No doubt most of these points have already been considered by people far more informed than I am, and I scarcely want to insult anyone’s intelligence by including them. But my casual observations suggest that, at least in places like Greenwood and Indianapolis, the right hand and the left hand aren’t always operating in sync. Sidewalks end abruptly, bike striping disappears with the application of a new layer of asphalt, utility poles get installed in the middle of a sidewalk (blocking passage for wheelchairs), and street signs suggest prioritization of pedestrians or motorized vehicles at crosswalks, without the accompanying changes to the road to reinforce—or simply to enforce—them. See these final photos in Greenwood for other examples of elements overlooked in their trail/sidewalk/greenway network.

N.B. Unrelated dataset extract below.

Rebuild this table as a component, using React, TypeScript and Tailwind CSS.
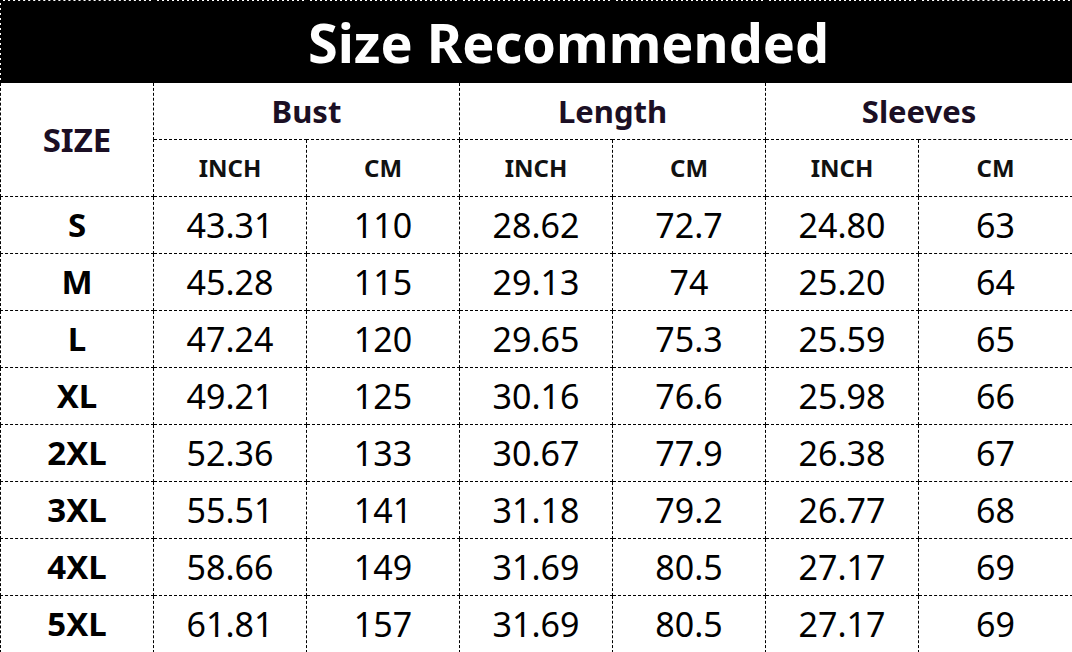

Here in south Greenwood, an otherwise perfectly acceptable sidewalk lacks a wheelchair ramp:

Here, also in south Greenwood, a sidewalk fails to traverse a railroad crossing. See how it ends near the utility pole (by the sunbeam):

Taken from a different angle:

And then the sidewalk continues, on the other side of the tracks, but on the other side of the street:

Perhaps these photos imply that I am critical of the City of Greenwood's efforts--definitely not my intent. I believe the City has already made tremendous strides and is likely to rectify many of the problems I have identified. I hope that, as a growing portion of citizens see Complete Streets as an important component to urban or suburban livability (particularly the aging Baby Boomers!), the evidence will be obvious. Seeing people walking and riding along streets will be normal, instead of a curiosity. An increase in both recreational and utilitarian use of streets by bicycles and pedestrians might also be reflected in the shrinking waistlines of the American populace…but I’ll reserve that for another posting.